Exploring Hacker News Posts In Python

Hacker News is a site started by the startup incubator Y Combinator, where user-submitted stories (known as "posts") receive votes and comments, similar to reddit. Hacker News is extremely popular in technology and startup circles, and posts that make it to the top of the Hacker News listings can get hundreds of thousands of visitors as a result.

We're specifically interested in posts with titles that begin with either Ask HN or Show HN. Users submit Ask HN posts to ask the Hacker News community a specific question. Below are a few examples:

Ask HN: How to improve my personal website?

Ask HN: Am I the only one outraged by Twitter shutting down share counts?

Ask HN: Any recent changes to CSS that broke mobile?

Likewise, users submit Show HN posts to show the Hacker News community a project, product, or just something interesting. Below are a few examples:

Show HN: Wio Link ESP8266 Based Web of Things Hardware Development Platform'

Show HN: Something pointless I made

Show HN: Shanhu.io, a programming playground powered by e8vm

We'll compare these two types of posts to determine the following:

Do Ask HN or Show HN receive more comments on average?

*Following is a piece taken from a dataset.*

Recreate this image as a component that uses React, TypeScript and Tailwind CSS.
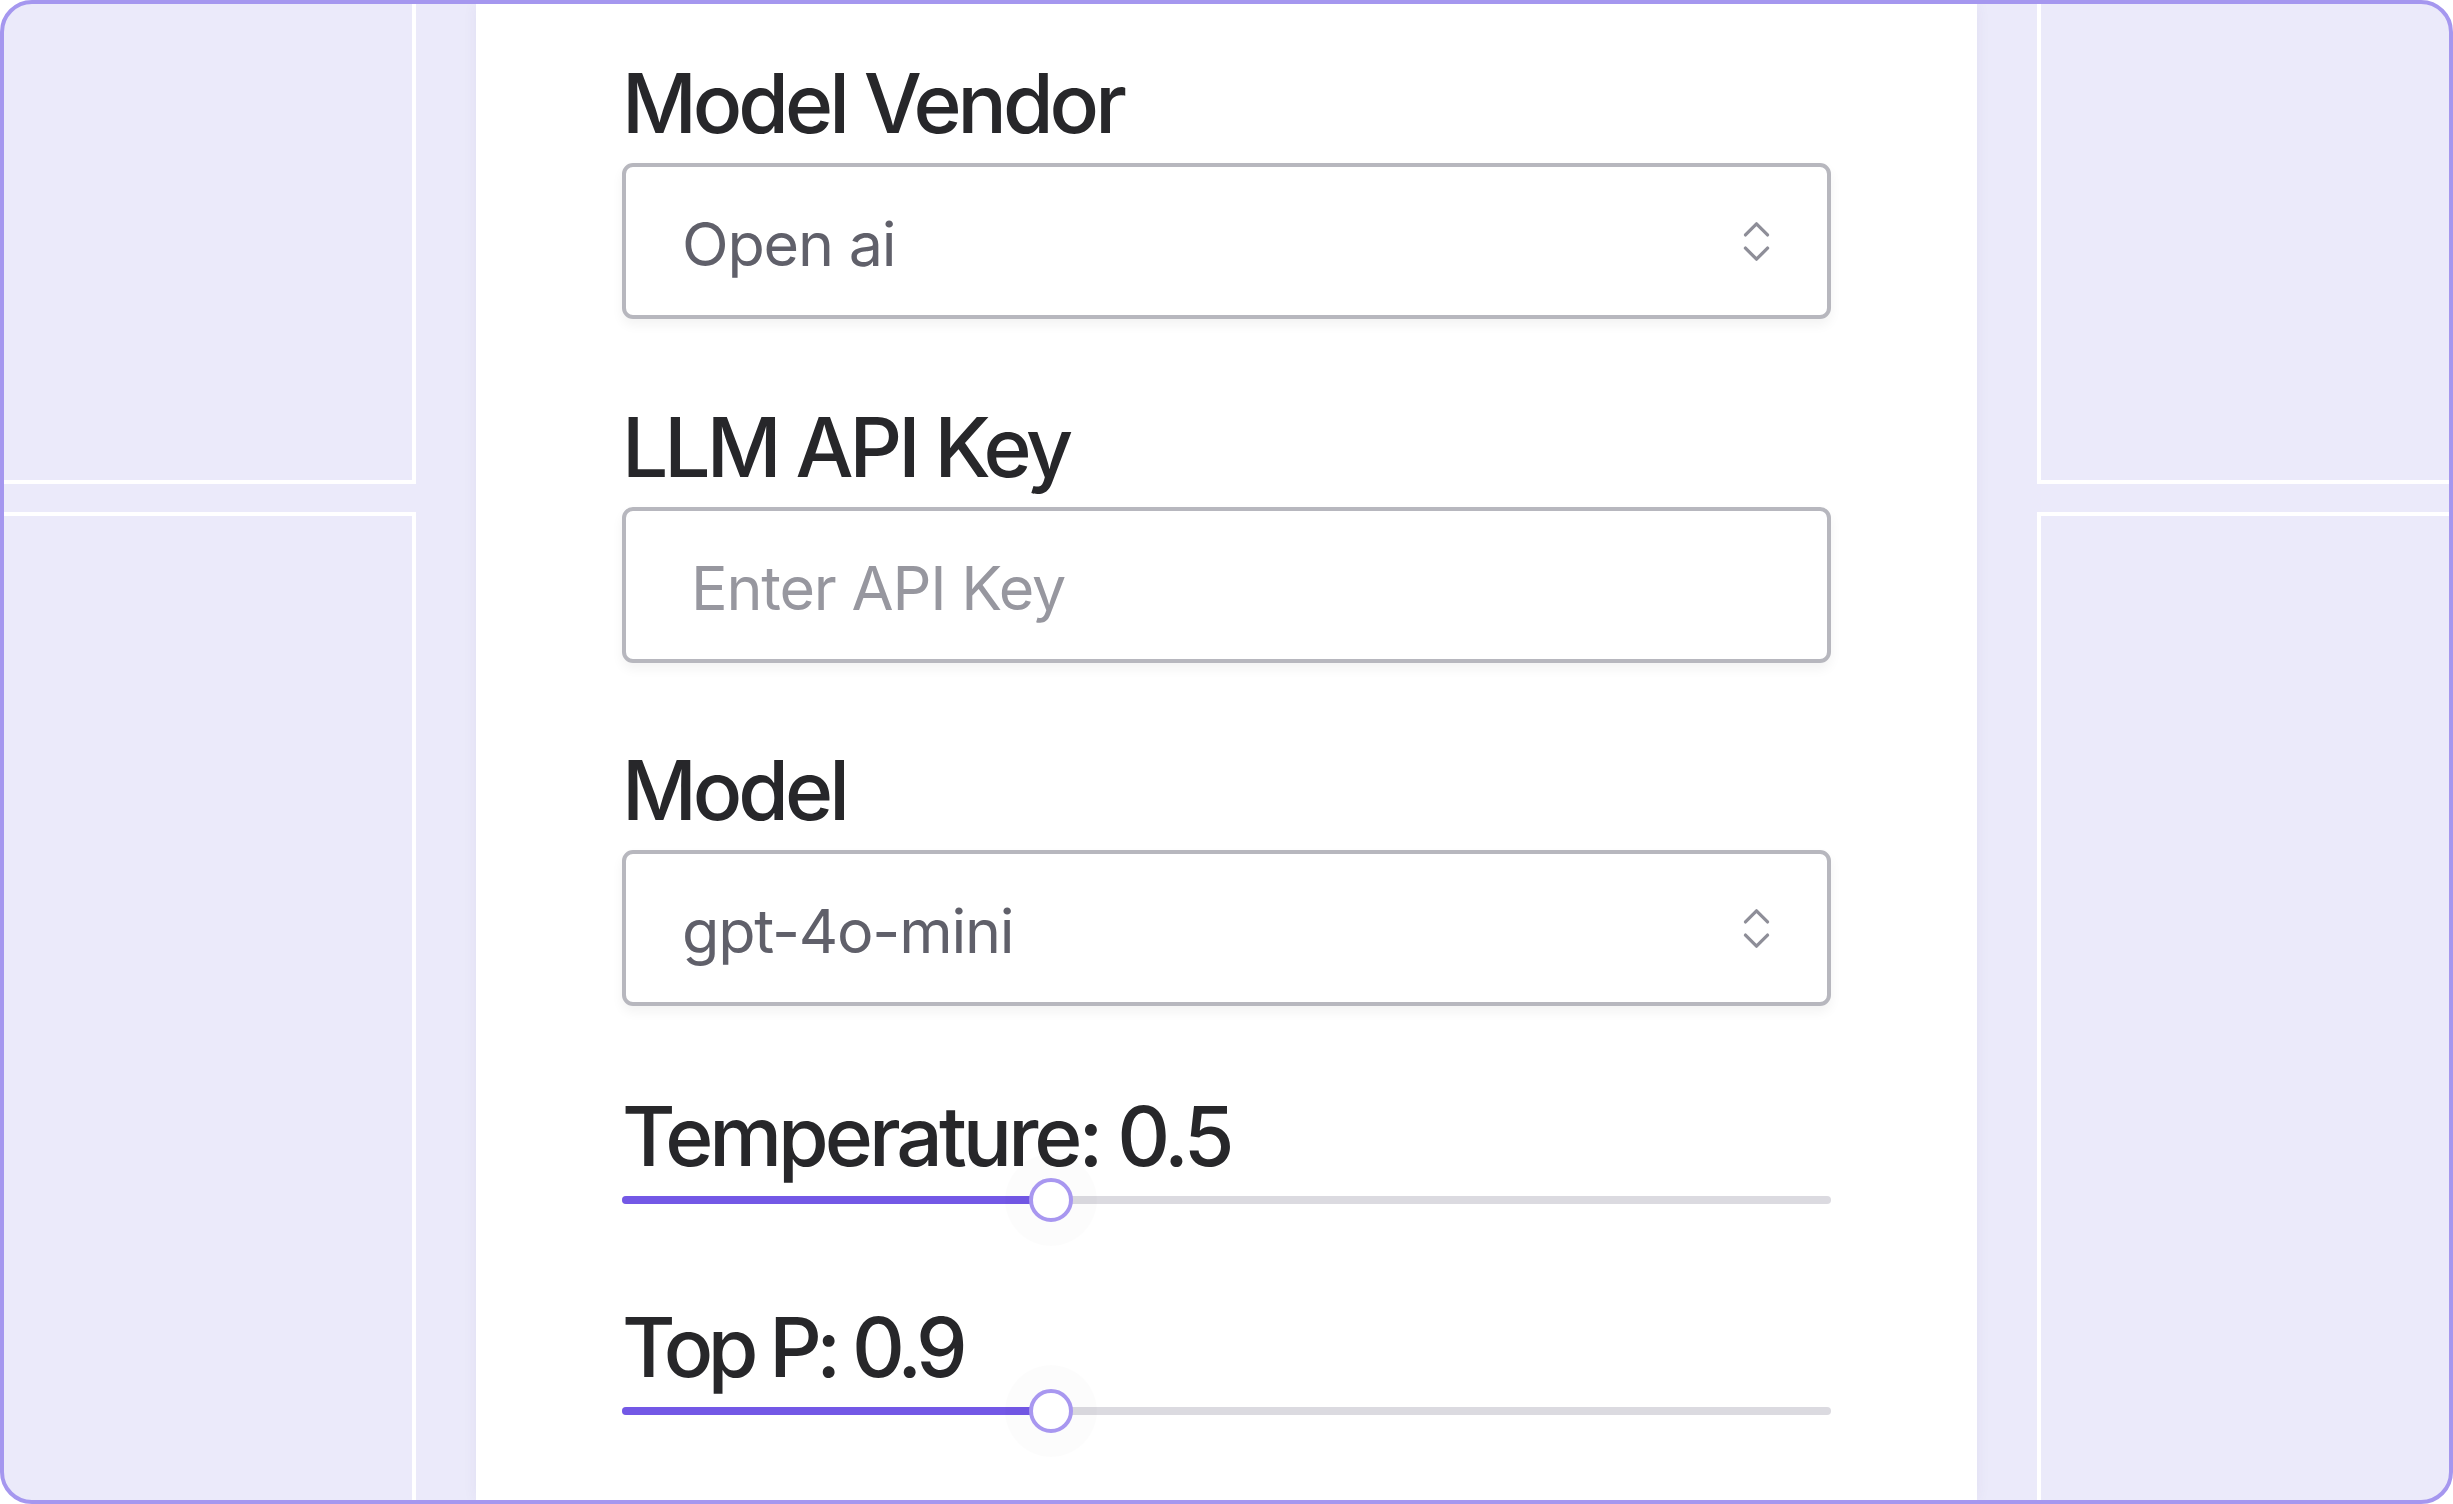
import React from "react";
import { ChevronsUpDown } from "lucide-react";

function Label({ children, tight }: { children: React.ReactNode; tight?: boolean }) {
  return (
    <div
      className={
        tight
          ? "text-[82px] leading-none font-medium text-[#27272a] tracking-[-5.5px] whitespace-nowrap"
          : "text-[82px] leading-none font-medium text-[#27272a] tracking-[-4px] whitespace-nowrap"
      }
    >
      {children}
    </div>
  );
}

function SelectBox({ value }: { value: string }) {
  return (
    <div className="mt-[18px] h-[156px] w-full rounded-[11px] border-[4px] border-[#b7b7be] bg-white shadow-[0_6px_12px_rgba(0,0,0,0.05)] flex items-center justify-between pl-[56px] pr-[44px]">
      <span className="pt-[6px] text-[61px] leading-none text-[#60606a] tracking-[-1.2px]">{value}</span>
      <ChevronsUpDown size={53} strokeWidth={1.5} className="text-[#8e8e98]" />
    </div>
  );
}

function InputBox({ placeholder }: { placeholder: string }) {
  return (
    <div className="mt-[18px] h-[156px] w-full rounded-[11px] border-[4px] border-[#b7b7be] bg-white shadow-[0_6px_12px_rgba(0,0,0,0.05)] flex items-center pl-[65px] pt-[6px]">
      <input
        className="w-full bg-transparent outline-none text-[61px] leading-none tracking-[-1.2px] text-[#60606a] placeholder:text-[#97979f]"
        placeholder={placeholder}
      />
    </div>
  );
}

function Slider({ filled }: { filled: number }) {
  return (
    <div className="relative h-[44px] w-full flex items-center">
      <div className="h-[8px] w-full rounded-full bg-[#dbdae0]" />
      <div
        className="absolute left-0 top-[18px] h-[8px] rounded-l-full bg-[#7358e6]"
        style={{ width: filled }}
      />
      <div
        className="absolute top-0 h-[44px] w-[44px] rounded-full border-[4px] border-[#a897f0] bg-white shadow-[0_0_0_24px_rgba(0,0,0,0.012)]"
        style={{ left: filled - 22 }}
      />
    </div>
  );
}

export default function App() {
  return (
    <div className="w-[2453px] h-[1504px] bg-white font-['Inter',sans-serif]">
      <div className="w-full h-full rounded-[32px] border-[4px] border-[#a597ef] bg-[#ebeafa] overflow-hidden flex gap-[60px]">
        <div className="flex-1 flex">
          <div className="flex-1 flex flex-col gap-[28px] -mt-[24px] -ml-[24px]">
            <div className="h-[504px] shrink-0 border-[4px] border-white" />
            <div className="flex-1 -mb-[40px] border-[4px] border-white" />
          </div>
        </div>
        <div className="w-[1501px] shrink-0 bg-white shadow-[0_0_14px_rgba(60,50,120,0.06)] pt-[59px]">
          <div className="w-[1209px] mx-auto flex flex-col">
            <div>
              <Label>Model Vendor</Label>
              <SelectBox value="Open ai" />
            </div>
            <div className="mt-[88px]">
              <Label>LLM API Key</Label>
              <InputBox placeholder="Enter API Key" />
            </div>
            <div className="mt-[87px]">
              <Label>Model</Label>
              <SelectBox value="gpt-4o-mini" />
            </div>
            <div className="mt-[90px]">
              <Label>Temperature: 0.5</Label>
              <Slider filled={429} />
            </div>
            <div className="mt-[85px]">
              <Label tight>Top P: 0.9</Label>
              <Slider filled={429} />
            </div>
          </div>
        </div>
        <div className="flex-1 flex">
          <div className="flex-1 flex flex-col gap-[28px] -mt-[24px] -mr-[24px]">
            <div className="h-[504px] shrink-0 border-[4px] border-white" />
            <div className="flex-1 -mb-[40px] border-[4px] border-white" />
          </div>
        </div>
      </div>
    </div>
  );
}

Do posts created at a certain time receive more comments on average?

The dataset can be found here.


Finding Heavy Traffic Indicators on I-94 In Python

In this project I used two different indicators to determine the traffic volume of I-94, they consist of:

Time indicators:

The traffic is usually heavier during warm months (March–October) compared to cold months (November–February).

The traffic is usually heavier on business days compared to the weekends.

On business days, the rush hours are around 7 and 16.

Weather indicators:

Snow shower

Light rain and snow

Proximity thunderstorm with drizzle

The dataset can be found here.


Profitable App Profiles for the App Store & Google Play Markets In Python

For this project, Say we're working as a data analyst for a company that builds Android and iOS mobile apps. We make our apps available on Google Play and in the App Store. We only build apps that are free to download and install, and our main source of revenue consists of in-app ads. This means that the number of users of our apps determines our revenue for any given app (i.e. the more users who see and engage with the ads, the better.) Our goal for this project is to analyze data to help our developers understand what type of apps are likely to attract more users. The dataset for Android Apps from Google Play can be found here. and the dataset for iOS Apps from the App Store can be found here.


Analyzing NYC High School Data In Python

In this project we are seeing if SAT Score's are fair for Highschools in New York City because they have a significant immigrant population and are very diverse. Therefore, comparing demographic factors such as race, income, and gender with SAT scores is a good way to determine whether the SAT is a fair test. For example, if certain racial groups consistently perform better on the SAT, we would have some evidence that the SAT is unfair. The dataset can be found here.


Storytelling Data Visualization on Exchange Rates In Python

Our focus in the guided part of the project will be on the exchange rate between the Euro and the American dollar.

The dataset we'll use describes Euro daily exchange rates between 1999 and 2021. The Euro (symbolized with €) is the official currency in most of the countries of the European Union.

If the exchange rate of the Euro to the US dollar is 1.5, you get 1.5 US dollars if you pay 1.0 Euro (one Euro has more value than one US dollar at this exchange rate). The dataset can be found here.


Analyzing CIA Factbook Data Using SQL

In this guided project, we'll use SQL in Jupyter Notebook to analyze data from the CIA World Factbook database, which is a compendium of statistics about all of the countries on Earth. It contains demographic information such as: population, population_growth and area.


Investigating Fandango Movie Ratings In Python

In October 2015, a data journalist Walt Hickey conducted movie rating data analysis (published in this article) and found a significant discrepancy between the number of stars displayed to users and the actual rating in the HTML of the page, which can suggest that Fandango's rating system was biased and dishonest. According to his analysis, the actual rating was almost always rounded up to the nearest half-star, the actual half-star rating – up to the nearest whole star, and on one occasion, a movie rating was even rounded up by an entire star, from 4 to 5. He claimed that actual movie ratings were in the code of html documents that were read in by the browser. His work can be found here.

Fandango was made aware of the analysis and pointed to a bug in their code. The goal of this project is to look at Fandango movie ratings for more recent movies to see if the pattern has changed.